TestTargets := $(patsubst %.s,%,$(wildcard x*.s))
LibSources  := $(filter-out x%.s,$(wildcard *.s))
LibObjects  := $(patsubst %.s,%.o,$(LibSources))
Lib         := libulm.a

.PHONY: all clean

all:    $(TestTargets) $(Lib)

clean:
        $(RM) $(TestTargets) *.o $(Lib)

$(TestTargets): % : %.o $(Lib)
        $(LD) -o $@ $^

$(Lib): $(LibObjects)
        ar cru $@ $^
        ulmranlib $@

Now let's test that the build system only updates what is necessary:

  • First we build everything from scratch:

    theon$ make clean
    rm -f xanswer xhello *.o libulm.a
    theon$ make
    ulmas   -o xanswer.o xanswer.s
    ulmas   -o crt0.o crt0.s
    ulmas   -o putui.o putui.s
    ulmas   -o puts.o puts.s
    ar cru libulm.a crt0.o putui.o puts.o
    ulmranlib libulm.a
    ulmld -o xanswer xanswer.o libulm.a
    ulmas   -o xhello.o xhello.s
    ulmld -o xhello xhello.o libulm.a
    theon$ 
  • Next we simulate that some source file that is part of the library, e.g. puts.s gets modified:

    theon$ touch puts.s
    theon$ make
    ulmas   -o puts.o puts.s
    ar cru libulm.a crt0.o putui.o puts.o
    ulmranlib libulm.a
    ulmld -o xanswer xanswer.o libulm.a
    ulmld -o xhello xhello.o libulm.a
    theon$ 

    Only for puts.s the object file was regenerated, the library updated and the test programs rebuild by linking the existing object files.
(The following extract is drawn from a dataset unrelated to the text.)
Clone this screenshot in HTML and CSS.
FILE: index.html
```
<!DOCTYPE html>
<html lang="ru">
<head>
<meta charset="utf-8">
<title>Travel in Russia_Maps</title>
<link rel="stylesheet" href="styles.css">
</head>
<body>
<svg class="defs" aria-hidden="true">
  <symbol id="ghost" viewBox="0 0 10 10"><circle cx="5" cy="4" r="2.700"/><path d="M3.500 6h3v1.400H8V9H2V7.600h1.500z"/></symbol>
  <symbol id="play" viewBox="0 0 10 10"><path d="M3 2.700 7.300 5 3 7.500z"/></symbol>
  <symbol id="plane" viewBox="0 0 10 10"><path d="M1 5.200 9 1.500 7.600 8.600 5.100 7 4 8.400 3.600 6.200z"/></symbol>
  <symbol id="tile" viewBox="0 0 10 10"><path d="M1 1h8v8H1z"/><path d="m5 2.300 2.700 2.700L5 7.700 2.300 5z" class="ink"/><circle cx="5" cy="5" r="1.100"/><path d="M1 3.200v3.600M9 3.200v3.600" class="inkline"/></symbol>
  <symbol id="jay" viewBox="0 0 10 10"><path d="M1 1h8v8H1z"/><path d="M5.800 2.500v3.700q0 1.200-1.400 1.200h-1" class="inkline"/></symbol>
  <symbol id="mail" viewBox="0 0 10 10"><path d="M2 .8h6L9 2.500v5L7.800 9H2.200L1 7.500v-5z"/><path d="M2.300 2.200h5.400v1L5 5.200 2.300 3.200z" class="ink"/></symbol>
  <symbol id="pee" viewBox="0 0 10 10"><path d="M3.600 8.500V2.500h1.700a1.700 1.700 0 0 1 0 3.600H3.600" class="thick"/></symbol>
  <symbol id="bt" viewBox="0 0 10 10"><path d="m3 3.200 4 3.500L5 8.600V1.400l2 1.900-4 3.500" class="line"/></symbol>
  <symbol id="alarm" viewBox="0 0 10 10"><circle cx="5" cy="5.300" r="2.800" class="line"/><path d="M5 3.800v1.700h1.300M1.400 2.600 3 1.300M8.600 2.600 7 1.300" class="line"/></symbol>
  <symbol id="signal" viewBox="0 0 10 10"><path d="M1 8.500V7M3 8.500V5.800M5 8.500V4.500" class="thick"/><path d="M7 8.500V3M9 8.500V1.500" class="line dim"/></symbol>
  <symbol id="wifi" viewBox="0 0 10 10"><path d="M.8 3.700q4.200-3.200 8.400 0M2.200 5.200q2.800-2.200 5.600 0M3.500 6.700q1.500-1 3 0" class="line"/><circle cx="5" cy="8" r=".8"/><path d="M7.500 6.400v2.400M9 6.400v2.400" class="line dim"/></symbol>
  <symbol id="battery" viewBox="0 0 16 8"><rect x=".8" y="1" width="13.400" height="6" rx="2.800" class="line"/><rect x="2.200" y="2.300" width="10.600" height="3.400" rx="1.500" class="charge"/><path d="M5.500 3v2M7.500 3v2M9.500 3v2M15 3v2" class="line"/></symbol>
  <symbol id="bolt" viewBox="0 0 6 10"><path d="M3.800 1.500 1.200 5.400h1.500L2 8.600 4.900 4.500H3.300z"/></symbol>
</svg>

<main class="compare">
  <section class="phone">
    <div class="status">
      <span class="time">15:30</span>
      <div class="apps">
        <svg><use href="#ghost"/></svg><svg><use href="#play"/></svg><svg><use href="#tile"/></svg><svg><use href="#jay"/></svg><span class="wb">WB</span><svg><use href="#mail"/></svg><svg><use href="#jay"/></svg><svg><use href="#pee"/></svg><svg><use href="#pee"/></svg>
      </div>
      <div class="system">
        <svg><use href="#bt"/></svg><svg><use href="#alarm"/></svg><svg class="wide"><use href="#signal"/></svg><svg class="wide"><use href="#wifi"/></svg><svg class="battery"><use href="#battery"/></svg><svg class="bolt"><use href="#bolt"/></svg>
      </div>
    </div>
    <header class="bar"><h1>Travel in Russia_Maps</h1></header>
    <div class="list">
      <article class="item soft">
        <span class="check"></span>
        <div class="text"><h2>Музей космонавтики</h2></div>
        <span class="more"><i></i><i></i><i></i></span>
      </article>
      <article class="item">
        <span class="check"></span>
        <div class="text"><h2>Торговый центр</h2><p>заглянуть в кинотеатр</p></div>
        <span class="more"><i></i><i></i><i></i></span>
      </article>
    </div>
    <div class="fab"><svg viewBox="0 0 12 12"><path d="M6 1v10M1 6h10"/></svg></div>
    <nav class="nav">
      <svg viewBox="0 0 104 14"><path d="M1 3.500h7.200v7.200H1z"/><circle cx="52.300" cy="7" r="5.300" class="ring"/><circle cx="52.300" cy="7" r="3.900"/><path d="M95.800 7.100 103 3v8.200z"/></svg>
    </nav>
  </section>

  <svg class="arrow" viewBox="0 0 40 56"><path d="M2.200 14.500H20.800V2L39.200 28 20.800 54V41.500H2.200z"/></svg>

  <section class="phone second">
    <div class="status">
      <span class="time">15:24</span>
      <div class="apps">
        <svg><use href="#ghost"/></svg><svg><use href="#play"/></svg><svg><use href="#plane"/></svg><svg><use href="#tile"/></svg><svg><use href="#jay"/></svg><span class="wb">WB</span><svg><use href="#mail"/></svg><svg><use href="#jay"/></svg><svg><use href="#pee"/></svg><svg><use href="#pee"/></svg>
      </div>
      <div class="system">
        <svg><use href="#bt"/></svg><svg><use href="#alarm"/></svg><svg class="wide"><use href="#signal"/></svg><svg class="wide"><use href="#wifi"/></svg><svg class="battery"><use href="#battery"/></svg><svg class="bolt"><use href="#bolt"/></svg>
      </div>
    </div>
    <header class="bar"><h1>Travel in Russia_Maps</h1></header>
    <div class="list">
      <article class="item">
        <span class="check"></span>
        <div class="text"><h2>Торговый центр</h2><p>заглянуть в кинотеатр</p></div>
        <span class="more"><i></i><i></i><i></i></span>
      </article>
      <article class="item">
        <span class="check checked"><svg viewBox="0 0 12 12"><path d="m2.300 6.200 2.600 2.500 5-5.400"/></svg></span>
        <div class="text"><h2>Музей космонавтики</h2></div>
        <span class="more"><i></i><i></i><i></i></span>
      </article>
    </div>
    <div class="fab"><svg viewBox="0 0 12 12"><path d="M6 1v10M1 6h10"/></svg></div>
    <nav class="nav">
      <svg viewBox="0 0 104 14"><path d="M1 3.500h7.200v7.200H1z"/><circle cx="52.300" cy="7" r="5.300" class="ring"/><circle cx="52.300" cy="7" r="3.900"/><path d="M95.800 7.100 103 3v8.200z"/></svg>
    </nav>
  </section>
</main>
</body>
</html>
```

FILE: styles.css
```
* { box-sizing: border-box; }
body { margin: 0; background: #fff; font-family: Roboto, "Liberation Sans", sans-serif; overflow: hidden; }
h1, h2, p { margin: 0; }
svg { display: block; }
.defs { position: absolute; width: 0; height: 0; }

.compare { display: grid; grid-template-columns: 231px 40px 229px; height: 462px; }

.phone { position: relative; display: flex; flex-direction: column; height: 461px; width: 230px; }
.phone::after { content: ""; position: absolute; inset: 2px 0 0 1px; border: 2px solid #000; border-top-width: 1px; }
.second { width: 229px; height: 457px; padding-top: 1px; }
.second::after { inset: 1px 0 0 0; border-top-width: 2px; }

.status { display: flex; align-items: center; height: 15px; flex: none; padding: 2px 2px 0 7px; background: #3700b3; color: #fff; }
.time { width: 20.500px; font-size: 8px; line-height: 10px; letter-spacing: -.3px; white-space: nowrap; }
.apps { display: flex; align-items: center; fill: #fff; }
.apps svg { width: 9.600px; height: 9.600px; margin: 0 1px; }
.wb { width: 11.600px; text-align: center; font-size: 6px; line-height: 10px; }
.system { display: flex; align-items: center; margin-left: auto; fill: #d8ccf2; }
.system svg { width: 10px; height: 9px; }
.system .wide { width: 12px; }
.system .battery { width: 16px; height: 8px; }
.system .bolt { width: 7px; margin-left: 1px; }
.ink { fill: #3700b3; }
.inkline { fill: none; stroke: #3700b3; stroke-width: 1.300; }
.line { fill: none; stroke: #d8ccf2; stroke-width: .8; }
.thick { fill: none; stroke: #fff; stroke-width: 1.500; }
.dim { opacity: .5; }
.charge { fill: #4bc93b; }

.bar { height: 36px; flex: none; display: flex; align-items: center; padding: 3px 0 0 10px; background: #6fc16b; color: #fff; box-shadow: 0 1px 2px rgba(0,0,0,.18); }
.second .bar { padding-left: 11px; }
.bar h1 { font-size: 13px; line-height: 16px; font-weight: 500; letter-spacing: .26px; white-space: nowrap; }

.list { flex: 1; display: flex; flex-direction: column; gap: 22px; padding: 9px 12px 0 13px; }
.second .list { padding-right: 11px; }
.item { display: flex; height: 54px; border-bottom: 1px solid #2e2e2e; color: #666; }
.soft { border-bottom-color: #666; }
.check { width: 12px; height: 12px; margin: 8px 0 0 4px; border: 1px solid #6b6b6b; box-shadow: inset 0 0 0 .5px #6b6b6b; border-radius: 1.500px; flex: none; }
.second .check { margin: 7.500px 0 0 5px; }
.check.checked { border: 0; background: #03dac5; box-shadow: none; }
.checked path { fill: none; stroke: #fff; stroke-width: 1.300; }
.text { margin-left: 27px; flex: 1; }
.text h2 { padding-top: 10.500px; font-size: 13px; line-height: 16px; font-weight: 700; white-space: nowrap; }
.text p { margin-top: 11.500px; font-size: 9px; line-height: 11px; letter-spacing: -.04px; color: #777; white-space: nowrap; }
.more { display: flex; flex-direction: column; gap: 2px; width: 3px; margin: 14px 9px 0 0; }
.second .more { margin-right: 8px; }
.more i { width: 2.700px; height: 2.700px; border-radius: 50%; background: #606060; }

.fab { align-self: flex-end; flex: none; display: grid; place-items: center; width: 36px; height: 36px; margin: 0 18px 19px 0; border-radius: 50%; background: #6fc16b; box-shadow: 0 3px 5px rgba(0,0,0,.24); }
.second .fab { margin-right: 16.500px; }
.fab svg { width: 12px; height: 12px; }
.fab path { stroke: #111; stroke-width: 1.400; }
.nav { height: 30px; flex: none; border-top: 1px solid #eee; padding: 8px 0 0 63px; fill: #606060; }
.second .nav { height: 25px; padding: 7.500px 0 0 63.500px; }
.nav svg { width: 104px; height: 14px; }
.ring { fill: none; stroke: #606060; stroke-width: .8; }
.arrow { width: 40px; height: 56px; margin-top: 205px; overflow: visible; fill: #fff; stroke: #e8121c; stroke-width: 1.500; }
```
  • If the source file of a test program gets modified only its object file gets generated and linked against the library:

    theon$ touch xhello.s
    theon$ make
    ulmas   -o xhello.o xhello.s
    ulmld -o xhello xhello.o libulm.a
    theon$ 

This makefile still has some minor flaw. If you rename or delete a source file from the library its object code does not get removed from the library. In its current form our build system would require that you manually delete libulm.a.
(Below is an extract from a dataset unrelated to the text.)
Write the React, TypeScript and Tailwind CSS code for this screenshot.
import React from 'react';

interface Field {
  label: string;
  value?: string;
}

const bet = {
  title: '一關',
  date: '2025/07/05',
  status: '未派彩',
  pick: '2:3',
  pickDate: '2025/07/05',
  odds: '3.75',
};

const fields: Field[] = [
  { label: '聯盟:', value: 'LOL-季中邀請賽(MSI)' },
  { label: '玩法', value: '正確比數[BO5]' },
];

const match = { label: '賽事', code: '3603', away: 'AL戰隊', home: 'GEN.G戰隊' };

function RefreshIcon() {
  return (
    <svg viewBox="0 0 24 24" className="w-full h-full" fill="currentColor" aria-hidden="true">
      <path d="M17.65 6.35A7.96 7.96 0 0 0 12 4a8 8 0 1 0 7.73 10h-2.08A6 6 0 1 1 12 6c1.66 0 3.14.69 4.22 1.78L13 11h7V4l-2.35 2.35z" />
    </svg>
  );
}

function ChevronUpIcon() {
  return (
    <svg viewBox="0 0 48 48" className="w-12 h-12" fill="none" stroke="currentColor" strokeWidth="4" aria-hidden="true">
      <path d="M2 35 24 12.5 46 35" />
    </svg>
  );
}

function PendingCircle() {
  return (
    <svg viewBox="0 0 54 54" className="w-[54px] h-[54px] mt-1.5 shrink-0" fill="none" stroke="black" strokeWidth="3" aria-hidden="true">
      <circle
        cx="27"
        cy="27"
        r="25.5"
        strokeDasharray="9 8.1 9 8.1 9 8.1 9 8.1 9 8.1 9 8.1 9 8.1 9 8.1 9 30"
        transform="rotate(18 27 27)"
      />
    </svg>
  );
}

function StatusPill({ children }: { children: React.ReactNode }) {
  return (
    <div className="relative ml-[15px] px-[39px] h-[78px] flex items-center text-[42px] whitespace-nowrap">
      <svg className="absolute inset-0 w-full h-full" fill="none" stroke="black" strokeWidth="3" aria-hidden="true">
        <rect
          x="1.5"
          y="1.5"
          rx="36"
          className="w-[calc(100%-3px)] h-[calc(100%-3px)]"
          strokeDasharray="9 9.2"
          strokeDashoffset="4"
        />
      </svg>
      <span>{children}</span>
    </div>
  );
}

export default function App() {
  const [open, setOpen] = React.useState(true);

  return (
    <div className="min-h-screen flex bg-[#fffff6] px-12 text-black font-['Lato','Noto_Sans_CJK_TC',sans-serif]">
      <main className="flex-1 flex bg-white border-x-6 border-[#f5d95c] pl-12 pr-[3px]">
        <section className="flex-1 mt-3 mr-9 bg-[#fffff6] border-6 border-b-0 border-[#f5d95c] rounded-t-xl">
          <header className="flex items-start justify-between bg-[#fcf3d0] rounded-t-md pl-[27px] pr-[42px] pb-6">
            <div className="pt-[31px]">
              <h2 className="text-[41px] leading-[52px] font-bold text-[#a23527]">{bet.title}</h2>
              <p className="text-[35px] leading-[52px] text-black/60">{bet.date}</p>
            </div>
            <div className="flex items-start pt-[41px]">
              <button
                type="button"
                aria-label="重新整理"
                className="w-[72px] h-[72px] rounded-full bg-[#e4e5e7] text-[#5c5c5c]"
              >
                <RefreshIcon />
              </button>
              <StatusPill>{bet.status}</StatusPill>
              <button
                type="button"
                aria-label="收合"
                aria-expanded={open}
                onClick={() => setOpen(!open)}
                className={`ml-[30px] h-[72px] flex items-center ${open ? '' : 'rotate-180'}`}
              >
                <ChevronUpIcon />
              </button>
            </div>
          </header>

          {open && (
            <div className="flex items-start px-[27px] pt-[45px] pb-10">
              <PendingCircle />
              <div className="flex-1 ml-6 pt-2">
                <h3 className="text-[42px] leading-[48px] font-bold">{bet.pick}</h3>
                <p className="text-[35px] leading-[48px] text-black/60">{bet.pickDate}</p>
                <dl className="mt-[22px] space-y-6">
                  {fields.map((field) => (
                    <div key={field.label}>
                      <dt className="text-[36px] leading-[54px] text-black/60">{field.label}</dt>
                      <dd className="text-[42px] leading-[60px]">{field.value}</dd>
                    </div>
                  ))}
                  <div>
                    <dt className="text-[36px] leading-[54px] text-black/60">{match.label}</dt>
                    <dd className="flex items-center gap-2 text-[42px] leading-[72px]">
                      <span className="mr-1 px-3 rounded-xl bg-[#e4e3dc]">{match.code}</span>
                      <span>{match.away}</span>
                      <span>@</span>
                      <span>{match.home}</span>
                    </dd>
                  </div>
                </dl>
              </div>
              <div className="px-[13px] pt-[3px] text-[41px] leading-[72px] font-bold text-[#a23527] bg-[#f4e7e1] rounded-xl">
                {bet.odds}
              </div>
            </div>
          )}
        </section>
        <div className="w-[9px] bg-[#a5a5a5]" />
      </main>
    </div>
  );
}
More tweaks for the makefile

The following makefile takes care of renamed or deleted source files (you don't have to understnad all the details but I hope it encourages you to learn more about GNU make):

Lib         := libulm.a
TestTargets := $(patsubst %.s,%,$(wildcard x*.s))

LibSources  := $(filter-out x%.s,$(wildcard *.s))
LibObjects  := $(patsubst %.s,%.o,$(LibSources))
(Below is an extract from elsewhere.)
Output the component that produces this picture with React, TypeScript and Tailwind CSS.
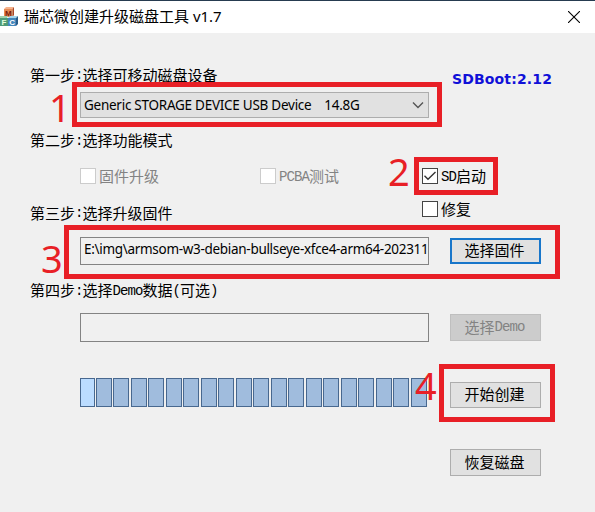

LibContent  = $(if $(wildcard $(Lib)),$(shell ar t $(Lib) | grep -v "^__"),)
LibRemoves  = $(filter-out $(LibObjects),$(LibContent))
SrcRemoves  = $(patsubst %.o,%.c,$(LibRemoves))
ArDelete    = $(if $(LibRemoves),ar d $(Lib) $(LibRemoves),)

AS := ulmas
LD := ulmld
LDFLAGS := $(Lib)
RANLIB := ulmranlib

.PHONY: all clean

all:    $(TestTargets) $(Lib)

clean:
        $(RM) $(TestTargets) *.o $(Lib)

$(TestTargets): % : %.o $(Lib)
        $(LD) -o $@ $^

$(Lib)(%.o) : %.o
        $(AR) cr $@ $^

$(SrcRemoves) :
        $(ArDelete)

$(Lib) : $(Lib)($(LibObjects)) $(SrcRemoves)
        $(RANLIB) $(Lib)

The makefiles uses GNU make's features for rules that address archive members, conditional functions and the shell function. The details will not be covered here (but you can read them up in the documentation). Let's just demonstrate that it actually solves the problem mentioned above. We begin by building everything from scratch:

theon$ make clean
rm -f xanswer xhello *.o libulm.a
theon$ make
ulmas   -o xanswer.o xanswer.s
ulmas   -o crt0.o crt0.s
ar cr libulm.a crt0.o
ulmas   -o putui.o putui.s
ar cr libulm.a putui.o
ulmas   -o puts.o puts.s
ar cr libulm.a puts.o
ulmranlib libulm.a
ulmld -o xanswer xanswer.o libulm.a
ulmas   -o xhello.o xhello.s
ulmld -o xhello xhello.o libulm.a
rm puts.o crt0.o putui.o
theon$ 

The archive contains the objects we expect

theon$ ar t libulm.a
crt0.o
putui.o
puts.o
__SYMTAB_INDEX
theon$ 

Now let's rename some file from the library. For example, puts.s becomes new_puts.s:

theon$ mv puts.s new_puts.s
theon$ make
ulmas   -o new_puts.o new_puts.s
ar cr libulm.a new_puts.o
ar d libulm.a puts.o
ulmranlib libulm.a
ulmld -o xanswer xanswer.o libulm.a
ulmld -o xhello xhello.o libulm.a
rm new_puts.o
theon$ 

The object file puts.o was removed, and new_puts.o was generated with the assembler and inserted:

theon$ ar t libulm.a
crt0.o
putui.o
__SYMTAB_INDEX
new_puts.o
theon$ 

Also note that all executables were generated by relinking only.